● CHALLENGE
Transcribe every line exactly. Leave the pictures behind.

Start of DATA EXTRACT

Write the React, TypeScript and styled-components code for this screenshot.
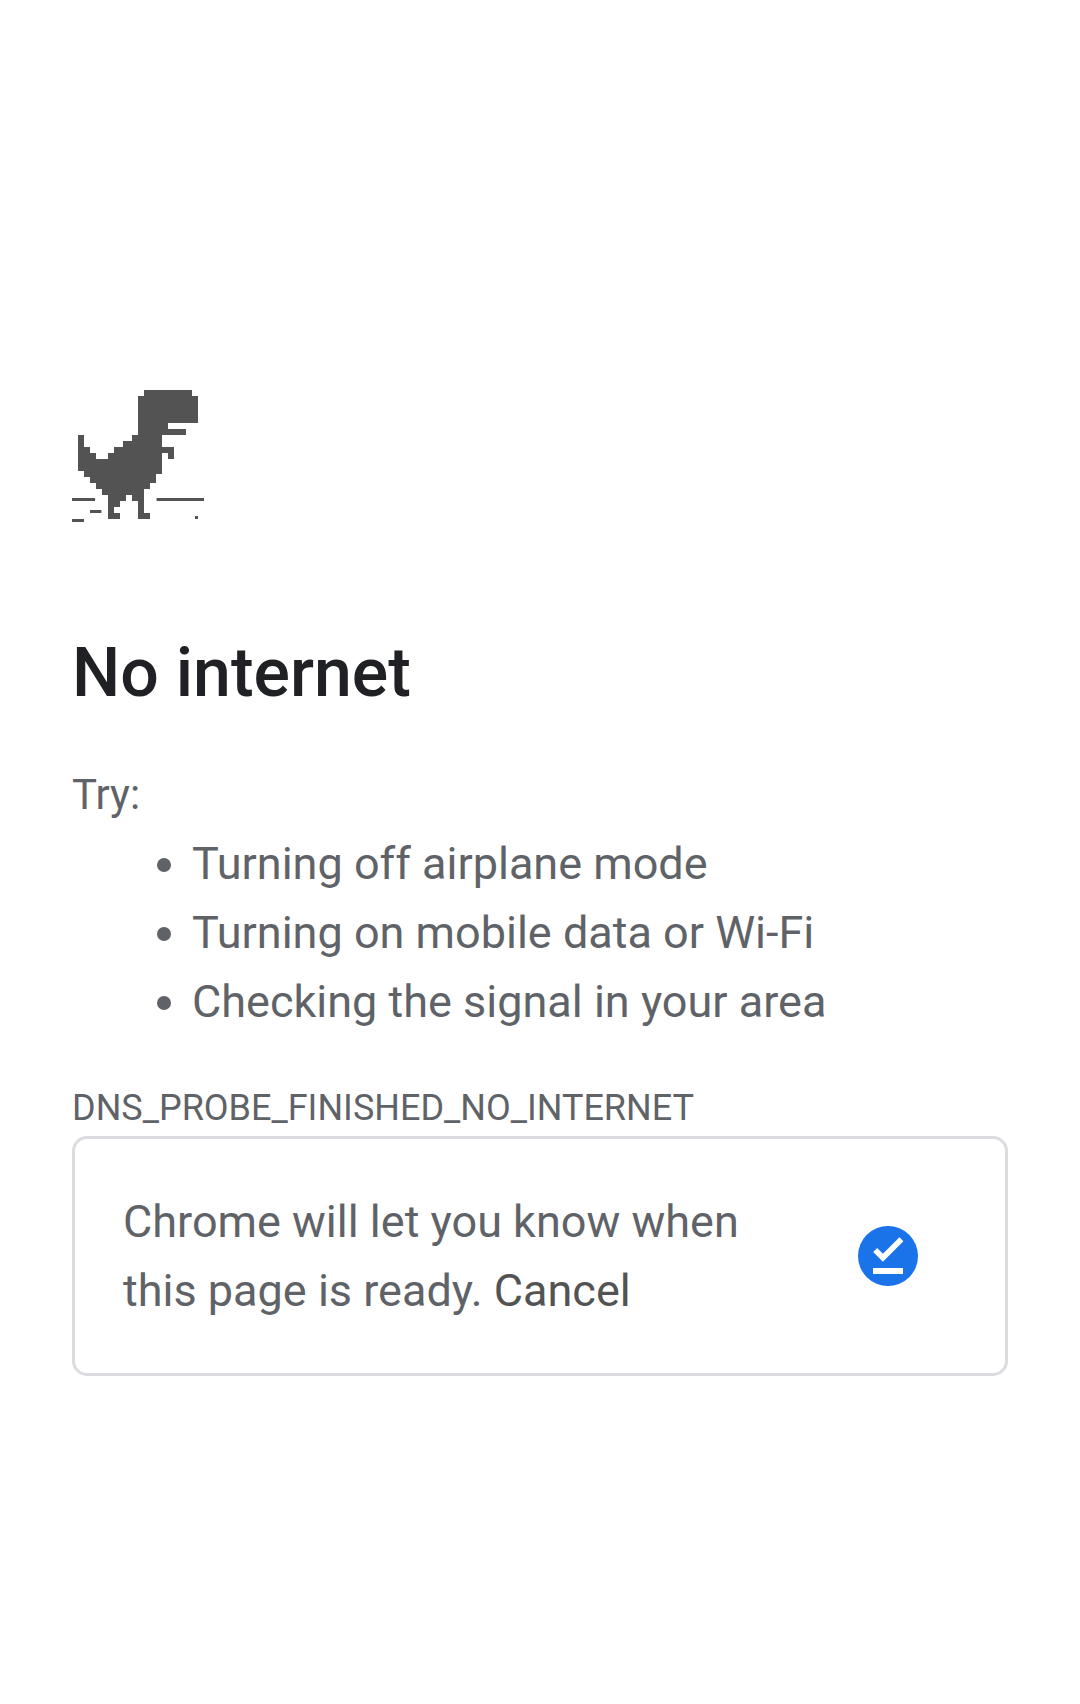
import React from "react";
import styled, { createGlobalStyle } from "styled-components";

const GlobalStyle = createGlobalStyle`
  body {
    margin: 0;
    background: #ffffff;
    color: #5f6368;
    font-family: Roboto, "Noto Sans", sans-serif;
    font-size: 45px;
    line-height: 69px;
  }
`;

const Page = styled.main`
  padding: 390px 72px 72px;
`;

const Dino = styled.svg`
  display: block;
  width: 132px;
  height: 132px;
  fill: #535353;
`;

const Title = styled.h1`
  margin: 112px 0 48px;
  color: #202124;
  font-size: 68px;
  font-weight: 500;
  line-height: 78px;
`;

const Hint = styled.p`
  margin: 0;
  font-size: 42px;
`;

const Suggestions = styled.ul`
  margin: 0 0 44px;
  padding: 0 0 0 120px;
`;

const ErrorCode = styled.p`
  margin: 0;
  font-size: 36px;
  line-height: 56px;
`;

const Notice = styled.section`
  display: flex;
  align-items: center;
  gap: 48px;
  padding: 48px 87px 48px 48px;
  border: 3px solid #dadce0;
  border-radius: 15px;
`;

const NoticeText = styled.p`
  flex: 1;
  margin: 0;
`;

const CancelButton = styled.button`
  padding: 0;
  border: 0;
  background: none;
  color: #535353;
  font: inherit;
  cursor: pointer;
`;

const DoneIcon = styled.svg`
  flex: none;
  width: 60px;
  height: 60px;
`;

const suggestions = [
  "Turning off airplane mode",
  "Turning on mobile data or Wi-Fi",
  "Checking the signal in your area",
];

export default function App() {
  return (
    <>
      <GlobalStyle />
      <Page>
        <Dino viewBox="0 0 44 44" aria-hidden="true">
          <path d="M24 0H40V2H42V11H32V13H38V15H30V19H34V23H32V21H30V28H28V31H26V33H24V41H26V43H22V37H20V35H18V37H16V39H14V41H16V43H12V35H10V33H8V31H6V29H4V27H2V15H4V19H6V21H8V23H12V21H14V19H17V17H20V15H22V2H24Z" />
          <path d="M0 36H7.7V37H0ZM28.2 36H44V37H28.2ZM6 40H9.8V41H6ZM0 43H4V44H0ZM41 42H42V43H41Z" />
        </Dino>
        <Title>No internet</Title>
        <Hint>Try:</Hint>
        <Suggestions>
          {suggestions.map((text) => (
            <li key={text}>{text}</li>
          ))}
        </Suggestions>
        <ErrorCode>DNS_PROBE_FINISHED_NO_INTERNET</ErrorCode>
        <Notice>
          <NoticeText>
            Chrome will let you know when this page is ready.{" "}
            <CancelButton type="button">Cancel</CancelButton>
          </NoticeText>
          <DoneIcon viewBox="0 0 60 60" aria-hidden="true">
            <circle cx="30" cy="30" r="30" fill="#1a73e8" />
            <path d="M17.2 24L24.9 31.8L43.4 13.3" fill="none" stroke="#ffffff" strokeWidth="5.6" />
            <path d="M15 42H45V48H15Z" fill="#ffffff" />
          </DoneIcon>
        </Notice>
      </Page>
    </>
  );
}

End of DATA EXTRACT

● EXERCISE ANSWER
Write the React, TypeScript and styled-components code for this screenshot.
import React from "react";
import styled, { createGlobalStyle } from "styled-components";

const GlobalStyle = createGlobalStyle`
  body {
    margin: 0;
    background: #ffffff;
    color: #5f6368;
    font-family: Roboto, "Noto Sans", sans-serif;
    font-size: 45px;
    line-height: 69px;
  }
`;

const Page = styled.main`
  padding: 390px 72px 72px;
`;

const Dino = styled.svg`
  display: block;
  width: 132px;
  height: 132px;
  fill: #535353;
`;

const Title = styled.h1`
  margin: 112px 0 48px;
  color: #202124;
  font-size: 68px;
  font-weight: 500;
  line-height: 78px;
`;

const Hint = styled.p`
  margin: 0;
  font-size: 42px;
`;

const Suggestions = styled.ul`
  margin: 0 0 44px;
  padding: 0 0 0 120px;
`;

const ErrorCode = styled.p`
  margin: 0;
  font-size: 36px;
  line-height: 56px;
`;

const Notice = styled.section`
  display: flex;
  align-items: center;
  gap: 48px;
  padding: 48px 87px 48px 48px;
  border: 3px solid #dadce0;
  border-radius: 15px;
`;

const NoticeText = styled.p`
  flex: 1;
  margin: 0;
`;

const CancelButton = styled.button`
  padding: 0;
  border: 0;
  background: none;
  color: #535353;
  font: inherit;
  cursor: pointer;
`;

const DoneIcon = styled.svg`
  flex: none;
  width: 60px;
  height: 60px;
`;

const suggestions = [
  "Turning off airplane mode",
  "Turning on mobile data or Wi-Fi",
  "Checking the signal in your area",
];

export default function App() {
  return (
    <>
      <GlobalStyle />
      <Page>
        <Dino viewBox="0 0 44 44" aria-hidden="true">
          <path d="M24 0H40V2H42V11H32V13H38V15H30V19H34V23H32V21H30V28H28V31H26V33H24V41H26V43H22V37H20V35H18V37H16V39H14V41H16V43H12V35H10V33H8V31H6V29H4V27H2V15H4V19H6V21H8V23H12V21H14V19H17V17H20V15H22V2H24Z" />
          <path d="M0 36H7.7V37H0ZM28.2 36H44V37H28.2ZM6 40H9.8V41H6ZM0 43H4V44H0ZM41 42H42V43H41Z" />
        </Dino>
        <Title>No internet</Title>
        <Hint>Try:</Hint>
        <Suggestions>
          {suggestions.map((text) => (
            <li key={text}>{text}</li>
          ))}
        </Suggestions>
        <ErrorCode>DNS_PROBE_FINISHED_NO_INTERNET</ErrorCode>
        <Notice>
          <NoticeText>
            Chrome will let you know when this page is ready.{" "}
            <CancelButton type="button">Cancel</CancelButton>
          </NoticeText>
          <DoneIcon viewBox="0 0 60 60" aria-hidden="true">
            <circle cx="30" cy="30" r="30" fill="#1a73e8" />
            <path d="M17.2 24L24.9 31.8L43.4 13.3" fill="none" stroke="#ffffff" strokeWidth="5.6" />
            <path d="M15 42H45V48H15Z" fill="#ffffff" />
          </DoneIcon>
        </Notice>
      </Page>
    </>
  );
}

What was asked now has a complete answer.